Pour Nietzsche, principalement dans Généalogie de la morale (1887), cette règle est la mère de toutes les normes pour assagir les actions collectives.

Le progrès moral de l’humanité peut être une promesse que l’on ne respecte pas. Une promesse peut porter sur la promesse immorale à respecter. En politique concrète, le premier à l’évoquer de telle sorte, Machiavel conseille au prince de recalculer une promesse, de ne pas y céder. Les casuistes (religieux généralement placés sous la domination d’Ignace de Loyola) défendent par restriction mentale l’idée que l’on peut ne pas s’engager à suivre une promesse morale sous l’injonction de deux mouvements successifs : si un performatif est évoqué, d’abord, si la promesse résiste à toute stratégie de retournement, ensuite.

Par leur interprétation du Nouveau Testament, malgré des distinctions, pour saint Augustin et saint Thomas il est nécessaire de respecter l’engagement même avec ceux qui se situent à l’aune d’une autre forme, même fondée sur le mensonge. Ici, le progrès moral relève d’une projection progressive.

La promesse demeure une décision et elle résiste au mensonge. Normalement pour les contractants de bonne foi. Le pacta sunt servanda appartient à l’interception commune de toutes les pensées morales et toutes les cultures de l’humanité. Montaigne défend radicalement la règle. Il s’agit pour lui de respecter la fidélité à la foi et soutient que, même face à l’obligation d’un brigand, il faut rester fidèle à sa promesse. Certes, le problème du mal est partout chez Montaigne. Inspiré par lui, Nietzsche, dans Par-delà bien et mal (1886), orchestre la défense de la promesse. A compter du XVIIIe siècle, David Hume, qui inspire la plupart de ses successeurs politistes et économistes, commet un éloge de l’Etat de la manière suivante : au vu de la multiplicité, il doit y avoir une instance étatique capable de surveiller les autres.

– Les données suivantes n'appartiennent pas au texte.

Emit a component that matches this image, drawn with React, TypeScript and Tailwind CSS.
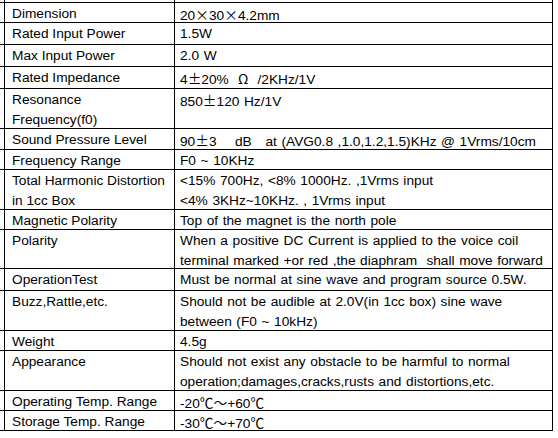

Enfin, la question de la promesse en politique est au cœur du dilemme contemporain avec le régime représentatif qui soulève toutes les questions relatives aux crises. Et tout l’édifice de la démocratie branle sur ses bases en la matière. Voilà bouclée la spirale d’une descente dans les flammes et turpitudes de nos gouvernants qui ne font que gérer plutôt médiocrement les crises successives qu’ils essuient. Crises politiques, crises économiques – dont on ne dira jamais qu’elles sont intrinsèques au régime choisi -, crises morales, crises, crises, krisis perpétuelle… la hauteur de vue vient à manquer, la persistance de la cécité ne manque pas, elle, et c’est tout le sens que prend l’extrême danger du mensonge récurrent en politique : il façonne les périls historiques.